Howie Long-Short: Game coverage will be accessed by visiting @AdidasFBallUS, so Adidas should see their Twitter following rise. That should suit ADDYY well, as the company has done a good job (at least relative to NKE) converting brand sales once customers are on their site. It’s worth pointing out that H1 footwear sales rose +20% (see: retro) and apparel did even better, on the back of a strong World Cup (sold record 8 million jerseys).

Stephen Wilmot (WSJ) made a strong argument that ADDYY shares are undervalued. Even after an 8% jump on August 9th (following earnings), Adidas is trading at just 23x prospective earnings; compared to Nike’s 29x. That’s despite Adidas growing sales (16% vs. 3% in U.S.) and profits faster than their rival, not having to deal with any potential #MeToo backlash or increase employee wages. Shares closed at $119.02 on Tuesday.

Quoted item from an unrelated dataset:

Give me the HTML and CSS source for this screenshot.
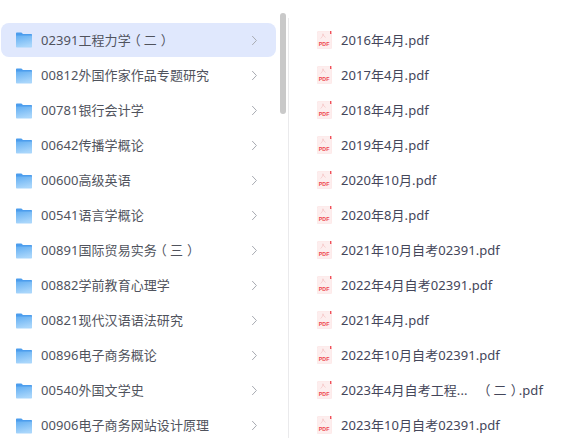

For those wondering, Intersport creates sports marketing platforms. While you may know them as the company behind the 3x3U basketball tournament for college seniors (held at Final Four), they own one of the most infamous pieces of video footage in sports history. Intersport was the only production company rolling on January 6, 1994 when Nancy Kerrigan was attacked with a police baton. The company has said it’s earned 7-figures from licensing the footage, receiving $10,000-$15,000 (or $250/second) each time it’s used.

Fan Marino: Fans of youth sports are going to experience a sharp increase in the number of games available to a broadcast audience over the next several years, as OTT platforms give rights holders the ability to reach niche audiences directly. How long before high school kids start complaining they aren’t being fairly compensated for their name, image and likeness?